Kolumne Sonntagsfragen: Ruf doch mal wieder an!

Die Freunde unseres Lesers melden sich nicht mehr bei ihm. Wie soll er damit umgehen? Unsere Kolumnistin meint: Weniger ist manchmal mehr.

Man hat Freunde, die man seit der Schule kennt, man hat Kollegen, die einen im Berufsleben begleitet haben, man hat sonstige Bekannte. In Berlin trifft man sich unregelmäßig, mit den Personen, die nicht in Berlin sind, telefoniert man. Irgendwann kam der Punkt, wo mir auffiel, dass immer ich derjenige war, der anrief, auch um Termine zu machen. Ich habe mich dann mal in Enthaltsamkeit versucht und musste leider feststellen, dass sich die meisten meiner guten Bekannten nicht mehr meldeten. Also meldete ich mich auch nicht mehr. Erfolg: Mein Bekanntenkreis ist in den letzten drei Jahren sehr geschrumpft. Das wurmt mich! - Ansgar, verlassen

Einen Freundes- und Bekanntenkreis zu pflegen, kostet immer viel Kraft und oft auch Überwindung. Manch einer oder eine kann diese Kraft nicht aufbringen. Vielleicht gilt es einen anspruchsvollen Job mit einer Familie in Einklang zu bringen, vielleicht müssen gerade Lebenskrisen bewältigt werden. Es gibt auch Menschen, die von Natur aus schüchtern und zurückhaltend sind und aus falsch verstandener Rücksichtnahme andere nicht anrufen, weil sie Angst haben zu stören.

Also muss es keineswegs böser Wille sein, wenn sich die Freunde nicht melden.
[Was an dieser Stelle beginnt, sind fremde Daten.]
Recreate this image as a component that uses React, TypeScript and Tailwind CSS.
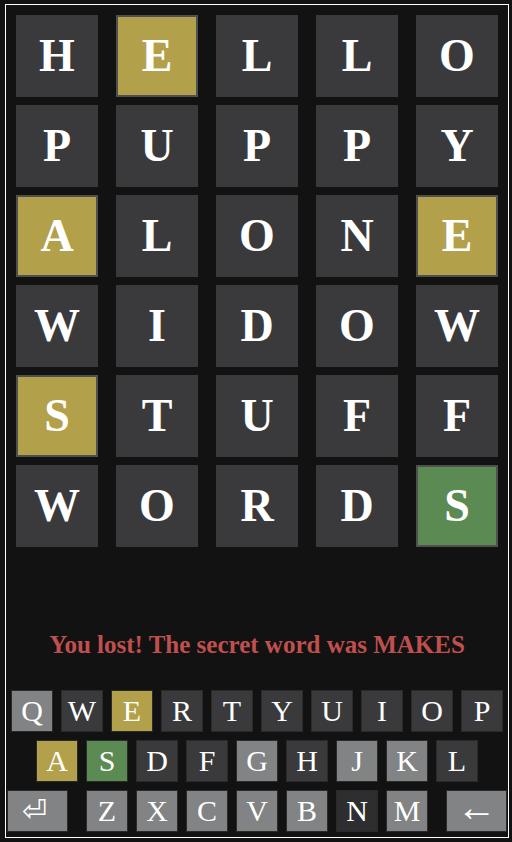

Natürlich liegt es nahe, Beziehungen auf den Prüfstand zu stellen, wenn die Balance nicht mehr stimmt. Sich beleidigt zurückzuziehen, weil alle sich nie melden, ist aber auch nicht der richtige Weg. Warum überlegen Sie sich nicht mal im Stillen, an welchen Menschen Ihnen wirklich ernsthaft etwas liegt, auf welche Kontakte Sie nicht verzichten mögen?

Da lohnt es sich doch, auch weiterhin Anstrengungen zu unternehmen, um Treffen zu ermöglichen oder wenigstens einen Austausch am Telefon. Andere alte Bekannte, die Sie nur aus Nostalgiegründen kontaktieren, die Ihnen nicht wirklich etwas geben oder sagen, können dagegen besten Gewissens vernachlässigt werden. Ziehen Sie sich nicht auf eine passive Position zurück. Gestalten Sie das Leben auch mit Ihren Freunden und Bekannten. Weniger ist manchmal mehr, das ist schon richtig. Bloßes Aufrechnen der Kontakte hilft aber auch nicht weiter.